◆ **Data excerpt**:
——————

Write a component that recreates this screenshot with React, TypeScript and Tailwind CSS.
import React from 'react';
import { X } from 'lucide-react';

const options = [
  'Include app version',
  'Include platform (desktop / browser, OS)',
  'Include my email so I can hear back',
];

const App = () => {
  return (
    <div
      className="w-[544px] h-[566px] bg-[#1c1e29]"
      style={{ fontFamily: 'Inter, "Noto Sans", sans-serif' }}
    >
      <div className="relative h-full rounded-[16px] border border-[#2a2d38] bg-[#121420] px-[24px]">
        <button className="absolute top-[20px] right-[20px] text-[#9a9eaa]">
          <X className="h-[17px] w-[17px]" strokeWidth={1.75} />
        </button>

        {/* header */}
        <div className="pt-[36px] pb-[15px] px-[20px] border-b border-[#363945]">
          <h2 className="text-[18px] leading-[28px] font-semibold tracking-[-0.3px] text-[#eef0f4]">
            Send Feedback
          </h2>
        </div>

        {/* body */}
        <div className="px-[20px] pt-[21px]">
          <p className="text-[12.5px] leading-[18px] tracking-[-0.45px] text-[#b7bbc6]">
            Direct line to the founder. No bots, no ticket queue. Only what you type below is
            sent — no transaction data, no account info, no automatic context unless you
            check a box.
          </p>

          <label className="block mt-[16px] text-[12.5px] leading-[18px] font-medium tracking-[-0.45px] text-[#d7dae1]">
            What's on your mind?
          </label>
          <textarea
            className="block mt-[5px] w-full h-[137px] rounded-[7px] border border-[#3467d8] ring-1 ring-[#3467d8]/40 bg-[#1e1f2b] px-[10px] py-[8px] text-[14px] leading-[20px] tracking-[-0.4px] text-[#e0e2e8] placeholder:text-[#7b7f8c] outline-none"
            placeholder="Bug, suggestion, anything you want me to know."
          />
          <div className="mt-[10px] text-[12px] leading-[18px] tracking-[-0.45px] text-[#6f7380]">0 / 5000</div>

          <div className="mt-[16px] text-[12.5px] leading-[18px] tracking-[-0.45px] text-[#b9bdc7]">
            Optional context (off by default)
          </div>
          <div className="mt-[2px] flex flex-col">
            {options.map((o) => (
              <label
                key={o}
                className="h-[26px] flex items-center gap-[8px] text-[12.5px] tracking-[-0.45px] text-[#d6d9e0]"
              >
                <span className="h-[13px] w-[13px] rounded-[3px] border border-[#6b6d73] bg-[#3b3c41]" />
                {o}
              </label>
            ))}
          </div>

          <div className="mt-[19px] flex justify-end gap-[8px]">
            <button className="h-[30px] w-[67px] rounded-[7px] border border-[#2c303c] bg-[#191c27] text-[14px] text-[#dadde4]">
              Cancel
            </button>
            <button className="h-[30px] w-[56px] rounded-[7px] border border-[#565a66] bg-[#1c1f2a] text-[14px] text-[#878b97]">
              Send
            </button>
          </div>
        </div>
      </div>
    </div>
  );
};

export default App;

——————

Retype the data exactly as given.

◆ **Result of the exercise**:
Write a component that recreates this screenshot with React, TypeScript and Tailwind CSS.
import React from 'react';
import { X } from 'lucide-react';

const options = [
  'Include app version',
  'Include platform (desktop / browser, OS)',
  'Include my email so I can hear back',
];

const App = () => {
  return (
    <div
      className="w-[544px] h-[566px] bg-[#1c1e29]"
      style={{ fontFamily: 'Inter, "Noto Sans", sans-serif' }}
    >
      <div className="relative h-full rounded-[16px] border border-[#2a2d38] bg-[#121420] px-[24px]">
        <button className="absolute top-[20px] right-[20px] text-[#9a9eaa]">
          <X className="h-[17px] w-[17px]" strokeWidth={1.75} />
        </button>

        {/* header */}
        <div className="pt-[36px] pb-[15px] px-[20px] border-b border-[#363945]">
          <h2 className="text-[18px] leading-[28px] font-semibold tracking-[-0.3px] text-[#eef0f4]">
            Send Feedback
          </h2>
        </div>

        {/* body */}
        <div className="px-[20px] pt-[21px]">
          <p className="text-[12.5px] leading-[18px] tracking-[-0.45px] text-[#b7bbc6]">
            Direct line to the founder. No bots, no ticket queue. Only what you type below is
            sent — no transaction data, no account info, no automatic context unless you
            check a box.
          </p>

          <label className="block mt-[16px] text-[12.5px] leading-[18px] font-medium tracking-[-0.45px] text-[#d7dae1]">
            What's on your mind?
          </label>
          <textarea
            className="block mt-[5px] w-full h-[137px] rounded-[7px] border border-[#3467d8] ring-1 ring-[#3467d8]/40 bg-[#1e1f2b] px-[10px] py-[8px] text-[14px] leading-[20px] tracking-[-0.4px] text-[#e0e2e8] placeholder:text-[#7b7f8c] outline-none"
            placeholder="Bug, suggestion, anything you want me to know."
          />
          <div className="mt-[10px] text-[12px] leading-[18px] tracking-[-0.45px] text-[#6f7380]">0 / 5000</div>

          <div className="mt-[16px] text-[12.5px] leading-[18px] tracking-[-0.45px] text-[#b9bdc7]">
            Optional context (off by default)
          </div>
          <div className="mt-[2px] flex flex-col">
            {options.map((o) => (
              <label
                key={o}
                className="h-[26px] flex items-center gap-[8px] text-[12.5px] tracking-[-0.45px] text-[#d6d9e0]"
              >
                <span className="h-[13px] w-[13px] rounded-[3px] border border-[#6b6d73] bg-[#3b3c41]" />
                {o}
              </label>
            ))}
          </div>

          <div className="mt-[19px] flex justify-end gap-[8px]">
            <button className="h-[30px] w-[67px] rounded-[7px] border border-[#2c303c] bg-[#191c27] text-[14px] text-[#dadde4]">
              Cancel
            </button>
            <button className="h-[30px] w-[56px] rounded-[7px] border border-[#565a66] bg-[#1c1f2a] text-[14px] text-[#878b97]">
              Send
            </button>
          </div>
        </div>
      </div>
    </div>
  );
};

export default App;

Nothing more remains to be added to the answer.